The shutdown of the trans-Alaska pipeline is likely to extend into a fourth day, making it the third-longest closure in the line's 33-year history. Officials haven't yet announced how or when they intend to restart it, which is challenging in the dead of winter.
About 600,000 barrels of crude oil -- some $50 million worth -- that normally would pulse into the pipeline remain in the ground every day it is shut down. North Slope oil field operators are producing only about 5 percent of their usual amount, or about 30,000 barrels a day.
Every day of the shutdown costs the state of Alaska $18.1 million in oil royalties and taxes at current oil prices, according to the state Department of Revenue. That's money it won't be able to collect this budget year, although eventually, when all the oil is pumped from the ground, the state presumably will get its share. Oil proceeds are the main source of state revenue.
Alyeska Pipeline Service Co., which operates the 800-mile-long pipeline on behalf of oil producers, cut off the flow of oil just before 9 a.m. Saturday after workers discovered crude leaking from a secondary line into the basement of a building at Pump Station 1 on the North Slope. The underground piping system is mainly encased in concrete, but oil flowed into the basement at the point the pipe passes through a wall.
As of 10 a.m. Monday, 18 barrels of oil -- or 750 gallons -- had been recovered from the pump house basement, about double the total as of the day before. Residual oil in the piping or spill path is continuing to seep into the building, the state Department of Environmental Conservation said in a situation report released Monday evening.
The cold weather makes restarting the pipeline a challenge. Oil still in the pipeline is cooling. There are risks that ice could form and wax could build up, causing new ruptures, according to state, federal and Alyeska officials. As of Monday evening, federal and state regulators had not yet signed off on a plan to resume the flow of oil.
"I can say we're pushing pretty hard to get a solution going because crude temperatures are getting colder all the time and we are becoming concerned about wax and ice buildup," Alyeska spokeswoman Michelle Egan said. "If we delay startup for too long, then we run the risk of pushing that wax and ice through the pipe and causing more damage and a longer shutdown."
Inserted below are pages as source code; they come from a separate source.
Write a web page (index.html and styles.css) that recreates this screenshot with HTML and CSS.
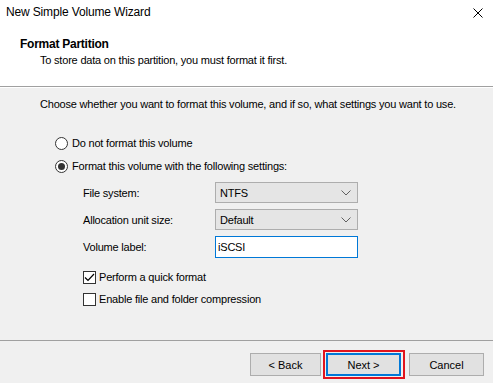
FILE: index.html
```html
<!DOCTYPE html>
<html>
<head>
<meta charset="utf-8">
<link rel="stylesheet" href="styles.css">
</head>
<body>
<div class="window">
  <div class="top">
    <div class="titlebar">
      <span class="title">New Simple Volume Wizard</span>
      <svg class="close" width="10" height="10" viewBox="0 0 10 10"><path d="M0.5 0.5L9.5 9.5M9.5 0.5L0.5 9.5" stroke="#000" stroke-width="1" fill="none"/></svg>
    </div>
    <div class="header">
      <div class="h1">Format Partition</div>
      <div class="sub">To store data on this partition, you must format it first.</div>
    </div>
  </div>
  <div class="sep"></div>
  <div class="content">
    <div class="intro">Choose whether you want to format this volume, and if so, what settings you want to use.</div>
    <div class="radio-row first"><span class="radio"></span><span>Do not format this volume</span></div>
    <div class="radio-row"><span class="radio checked"></span><span>Format this volume with the following settings:</span></div>
    <div class="settings">
      <div class="field"><span class="label">File system:</span><div class="combo"><span>NTFS</span><svg width="10" height="6" viewBox="0 0 10 6"><path d="M0.5 0.5L5 5L9.5 0.5" stroke="#606060" fill="none"/></svg></div></div>
      <div class="field"><span class="label">Allocation unit size:</span><div class="combo"><span>Default</span><svg width="10" height="6" viewBox="0 0 10 6"><path d="M0.5 0.5L5 5L9.5 0.5" stroke="#606060" fill="none"/></svg></div></div>
      <div class="field"><span class="label">Volume label:</span><div class="input">iSCSI</div></div>
      <div class="check-row first"><span class="check checked"><svg width="11" height="9" viewBox="0 0 11 9"><path d="M1 4.5L4 7.5L10 1" stroke="#000" stroke-width="1.2" fill="none"/></svg></span><span>Perform a quick format</span></div>
      <div class="check-row"><span class="check"></span><span>Enable file and folder compression</span></div>
    </div>
  </div>
  <div class="footer">
    <div class="buttons">
      <div class="btn back">&lt; Back</div>
      <div class="btn next">Next &gt;</div>
      <div class="btn cancel">Cancel</div>
    </div>
  </div>
</div>
</body>
</html>
```
FILE: styles.css
```css
html, body { margin: 0; padding: 0; }
body {
  font-family: "Liberation Sans", Arial, sans-serif;
  font-size: 12px;
  color: #000;
  background: #f0f0f0;
}
.window {
  width: 493px;
  height: 383px;
  background: #f0f0f0;
  display: flex;
  flex-direction: column;
  overflow: hidden;
}
.top {
  background: #fff;
  height: 86px;
}
.titlebar {
  height: 30px;
  display: flex;
  align-items: flex-start;
  justify-content: space-between;
  padding: 5px 10px 0 6px;
  box-sizing: border-box;
}
.title { font-size: 12px; line-height: 15px; letter-spacing: -0.15px; }
.close { margin-top: 3px; }
.header { padding-left: 20px; padding-top: 6px; }
.h1 { font-weight: bold; font-size: 12px; line-height: 16px; letter-spacing: -0.25px; }
.sub { padding-left: 20px; font-size: 11px; line-height: 16px; letter-spacing: -0.2px; }
.sep {
  height: 1px;
  background: #a0a0a0;
  border-bottom: 1px solid #fff;
}
.content {
  padding-left: 40px;
  height: 252px;
  box-sizing: border-box;
  padding-top: 8px;
  font-size: 11px;
  letter-spacing: -0.2px;
}
.intro { line-height: 16px; }
.radio-row {
  display: flex;
  align-items: center;
  height: 16px;
  margin-left: 15px;
  margin-top: 7px;
}
.radio-row.first { margin-top: 23px; }
.radio {
  width: 11px;
  height: 11px;
  border: 1px solid #333;
  border-radius: 50%;
  background: #fff;
  margin-right: 4px;
  box-sizing: content-box;
  display: flex;
  align-items: center;
  justify-content: center;
}
.radio.checked::after {
  content: "";
  width: 7px;
  height: 7px;
  border-radius: 50%;
  background: #333;
}
.settings { margin-left: 43px; margin-top: 8px; }
.field {
  display: flex;
  align-items: center;
  height: 21px;
  margin-bottom: 6px;
}
.label { width: 132px; }
.combo {
  width: 143px;
  height: 21px;
  box-sizing: border-box;
  border: 1px solid #adadad;
  background: #e5e5e5;
  display: flex;
  align-items: center;
  justify-content: space-between;
  padding: 0 6px 0 4px;
}
.input {
  width: 143px;
  height: 22px;
  box-sizing: border-box;
  border: 1px solid #0078d7;
  background: #fff;
  padding-left: 2px;
  line-height: 20px;
}
.check-row {
  display: flex;
  align-items: center;
  height: 16px;
  margin-top: 6px;
}
.check-row.first { margin-top: 12px; }
.check {
  width: 11px;
  height: 11px;
  border: 1px solid #333;
  background: #fff;
  margin-right: 3px;
  display: flex;
  align-items: center;
  justify-content: center;
}
.footer {
  border-top: 1px solid #a0a0a0;
  flex: 1;
  display: flex;
  justify-content: flex-end;
  padding: 12px 9px 0 0;
  box-sizing: border-box;
  font-size: 11px;
}
.buttons { display: flex; height: 23px; }
.btn {
  width: 75px;
  height: 23px;
  box-sizing: border-box;
  border: 1px solid #adadad;
  background: #e1e1e1;
  display: flex;
  align-items: center;
  justify-content: center;
}
.btn.back { width: 71px; margin-right: 5px; }
.btn.next {
  position: relative;
  border: 2px solid #0078d7;
}
.btn.next::before {
  content: "";
  position: absolute;
  left: -5px; top: -5px; right: -6px; bottom: -5px;
  border: 2px solid #e0141e;
}
.btn.cancel { margin-left: 8px; }
```
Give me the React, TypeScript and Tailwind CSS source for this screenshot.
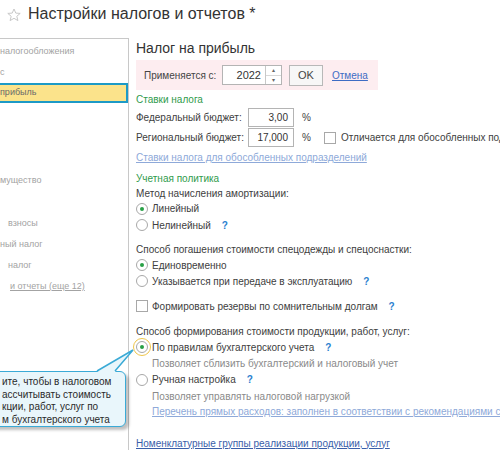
import React from "react";

const Radio = ({ checked = false, focus = false }: { checked?: boolean; focus?: boolean }) => (
	<span
		className={
			"relative shrink-0 w-[12px] h-[12px] rounded-full border border-[#a8a8a8] bg-white flex items-center justify-center " +
			(focus ? "outline outline-[#efc64a] outline-offset-[2px]" : "")
		}
	>
		{checked && <span className="w-[4px] h-[4px] rounded-full bg-[#28a046]" />}
	</span>
);

const Check = () => <span className="shrink-0 w-[12px] h-[12px] border border-[#a8a8a8] bg-white" />;

const Help = () => <span className="ml-[7px] text-[#2b7fcf] font-bold">?</span>;

const Row = ({ h, className = "", children }: { h: string; className?: string; children?: React.ReactNode }) => (
	<div className={"flex items-center whitespace-nowrap " + h + " " + className}>{children}</div>
);

const Field = ({ value, w }: { value: string; w: string }) => (
	<span className={"h-[19px] border border-[#b4b4b4] bg-white flex items-center justify-end pr-[5px] text-[#333] " + w}>
		{value}
	</span>
);

export default function App() {
	// левая панель: видимые обрывки пунктов
	const nav = ["мущество", "", "взносы", "ный налог", "налог"];

	return (
		<div className="relative w-[500px] h-[450px] overflow-hidden bg-white font-['Liberation_Sans',Arial,sans-serif] text-[10px] text-[#404040]">
			<div className="h-[38px] flex items-start pt-[4px] pl-[7px] gap-[7px]">
				<svg width="14" height="14" viewBox="0 0 14 14" className="mt-[4px]">
					<polygon
						points="7,1 8.8,5.1 13.2,5.4 9.8,8.3 10.9,12.6 7,10.3 3.1,12.6 4.2,8.3 0.8,5.4 5.2,5.1"
						fill="none"
						stroke="#c8c8c8"
						strokeWidth="1"
					/>
				</svg>
				<span className="text-[16px] leading-[20px] text-[#333]">Настройки налогов и отчетов *</span>
			</div>

			<div className="flex">
				<div className="w-[129px] h-[412px] shrink-0 border-t border-r border-[#c8c8c8] pt-[2px] text-[9px] text-[#a3a3a3]">
					<Row h="h-[21px]">налогообложения</Row>
					<Row h="h-[21px]">с</Row>
					<Row h="h-[20px]" className="-ml-[4px] border-2 border-[#1d9ac6] bg-[#fbe38b] pl-[2px] text-[#6a6a6a]">
						прибыль
					</Row>
					<div className="h-[67px]" />
					<Row h="h-[21px]">{nav[0]}</Row>
					<div className="h-[22px]" />
					<Row h="h-[21px]" className="pl-[8px]">{nav[2]}</Row>
					<Row h="h-[21px]">{nav[3]}</Row>
					<Row h="h-[21px]" className="pl-[8px]">{nav[4]}</Row>
					<Row h="h-[21px]" className="pl-[10px]">
						<span className="underline">и отчеты (еще 12)</span>
					</Row>
				</div>

				<div className="flex-1 pl-[7px] flex flex-col">
					<Row h="h-[18px]" className="mt-[1px] text-[14px] text-[#333]">Налог на прибыль</Row>
					<div className="mt-[3px] h-[30px] w-[242px] bg-[#fdedf0] flex items-center pl-[8px]">
						<span className="w-[78px] text-[#444] whitespace-nowrap">Применяется с:</span>
						<span className="h-[20px] w-[60px] border border-[#b4b4b4] bg-white flex">
							<span className="flex-1 flex items-center justify-end pr-[4px] text-[11px] text-[#333]">2022</span>
							<span className="w-[16px] border-l border-[#c8c8c8] flex flex-col">
								<span className="flex-1 flex items-center justify-center border-b border-[#d8d8d8] text-[6px] leading-none text-[#666]">
									▴
								</span>
								<span className="flex-1 flex items-center justify-center text-[6px] leading-none text-[#666]">▾</span>
							</span>
						</span>
						<span className="ml-[7px] h-[21px] w-[34px] border border-[#b8b8b8] bg-[#f7f7f7] flex items-center justify-center text-[11px] text-[#444]">
							OK
						</span>
						<span className="ml-[9px] underline text-[#3e6cc4]">Отмена</span>
					</div>

					<Row h="h-[17px]" className="mt-[1px] text-[#2f9b4c]">Ставки налога</Row>
					<Row h="h-[19px]">
						<span className="w-[112px]">Федеральный бюджет:</span>
						<Field value="3,00" w="w-[46px]" />
						<span className="ml-[8px]">%</span>
					</Row>
					<Row h="h-[19px]" className="mt-[1px]">
						<span className="w-[112px]">Региональный бюджет:</span>
						<Field value="17,000" w="w-[46px]" />
						<span className="ml-[8px]">%</span>
						<span className="ml-[13px] flex items-center gap-[5px]">
							<Check />
							Отличается для обособленных подразделений
						</span>
					</Row>
					<Row h="h-[18px]" className="mt-[1px]">
						<span className="underline text-[#8ea9d9]">Ставки налога для обособленных подразделений</span>
					</Row>

					<Row h="h-[16px]" className="mt-[4px] text-[#2f9b4c]">Учетная политика</Row>
					<Row h="h-[15px]">Метод начисления амортизации:</Row>
					<Row h="h-[15px]" className="gap-[4px]">
						<Radio checked />
						Линейный
					</Row>
					<Row h="h-[18px]" className="gap-[4px]">
						<Radio />
						Нелинейный
						<Help />
					</Row>

					<Row h="h-[16px]" className="mt-[7px]">Способ погашения стоимости спецодежды и спецоснастки:</Row>
					<Row h="h-[16px]" className="gap-[4px]">
						<Radio checked />
						Единовременно
					</Row>
					<Row h="h-[16px]" className="gap-[4px]">
						<Radio />
						Указывается при передаче в эксплуатацию
						<Help />
					</Row>

					<Row h="h-[16px]" className="mt-[9px] gap-[4px]">
						<Check />
						Формировать резервы по сомнительным долгам
						<Help />
					</Row>

					<Row h="h-[16px]" className="mt-[9px]">Способ формирования стоимости продукции, работ, услуг:</Row>
					<Row h="h-[16px]" className="gap-[4px]">
						<Radio checked focus />
						По правилам бухгалтерского учета
						<Help />
					</Row>
					<Row h="h-[16px]" className="pl-[16px] text-[#8a8a8a]">Позволяет сблизить бухгалтерский и налоговый учет</Row>
					<Row h="h-[17px]" className="gap-[4px]">
						<Radio />
						Ручная настройка
						<Help />
					</Row>
					<Row h="h-[16px]" className="pl-[16px] text-[#8a8a8a]">Позволяет управлять налоговой нагрузкой</Row>
					<Row h="h-[14px]" className="pl-[16px]">
						<span className="underline text-[#8ea9d9]">
							Перечень прямых расходов: заполнен в соответствии с рекомендациями специалистов
						</span>
					</Row>
					<Row h="h-[16px]" className="mt-[17px]">
						<span className="underline text-[#3a5ea9]">Номенклатурные группы реализации продукции, услуг</span>
					</Row>
				</div>
			</div>

			{/* подсказка */}
			<div className="absolute left-[-20px] top-[371px] w-[146px] h-[56px] rounded-[6px] border-[1.5px] border-[#3aaad6] bg-[#e9f6fb] shadow-[3px_3px_3px_rgba(0,0,0,0.25)] pl-[21px] pt-[4px] text-[10px] leading-[12.5px] text-[#2a2a2a] whitespace-nowrap">
				<div>ите, чтобы в налоговом</div>
				<div>ассчитывать стоимость</div>
				<div>кции, работ, услуг по</div>
				<div>м бухгалтерского учета</div>
			</div>
			<svg className="absolute left-[94px] top-[348px]" width="42" height="25" viewBox="0 0 42 25">
				<polygon points="3,24 21,24 39,2" fill="#e9f6fb" />
				<polyline points="3,23 39,2 21,23" fill="none" stroke="#3aaad6" strokeWidth="1.5" />
			</svg>
		</div>
	);
}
She said the oil would not flow into the pipeline Monday but beyond that wouldn't rule anything in or out.
"Once we have a pretty good idea of what we have support for, we'll talk about what that looks like, time-wise," Egan said.
According to the DEC, Alyeska is gearing up for a normal restart as well as a more complex cold restart in case of an extended winter shutdown.
Temperatures at Prudhoe Bay were warmer than normal Monday but were supposed to give way to single digits by today.
A cold restart involves additional steps, including "monitoring pipe temperatures, periodically circulating oil through equipment, implementing various freeze-up prevention measures, and installing additional piping and equipment at pump stations and other locations on the TAPS line," according to the Department of Environmental Conservation situation report.
The limited amount of oil being pumped from North Slope fields is being stored in two tanks at Pump Station 1. Together they can hold 420,000 barrels, just two-thirds of what would normally be pumped in a single day. As of Sunday, each was close to half-full, according to Alyeska.
The damaged piping system is intended to move oil to and from pumps that boost oil pressure. The problem area hasn't been pinpointed, although testing so far indicates the leak was in the discharge piping, according to the DEC.
Workers are beginning work to drain the pipe, seal it off and install a 157-foot bypass pipe. Parts are being fabricated in Fairbanks. Alyeska chartered two C-130s to deliver parts and equipment to the North Slope on Sunday and more was supposed to arrive Monday, the DEC said.
Egan said she didn't know the age of this secondary piping system or when it was last inspected but was trying to get more information.
STAFF, CONTRACTORS MOBILIZED
About 200 Alyeska employees and contractors have been working on the spill cleanup, pipe repairs and restart, Egan said. About 65 to 70 are at Pump Station 1 and more than 100 have checked in at the emergency operations center in Fairbanks. Some engineers are in Anchorage.
Alyeska workers have been checking for leaks all along the big pipeline both on the ground and by air, the DEC said.
It's not yet known whether any oil spilled outside of the pump building. Alyeska has not found any oil in the groundwater drainage system around the building.
The longest trans-Alaska pipeline shutdown came in August 1977, just after it began operating. The flow of oil was cut off for 110 hours, or 4 1/2 days, Egan said. That shutdown was also because of a leak in a pump house, according to newspaper reports.
The next longest closure came in May 2010 and lasted for more than 79 hours. Alyeska shut down the pipeline then after oil spilled from a storage tank at Pump Station 9 near Delta Junction.
Another shutdown, after the powerful Denali fault earthquake in 2002, lasted about 66 hours.
The current shutdown will top that after 3 a.m. today. It will pass 72 hours, or three days, as of 9 a.m. today.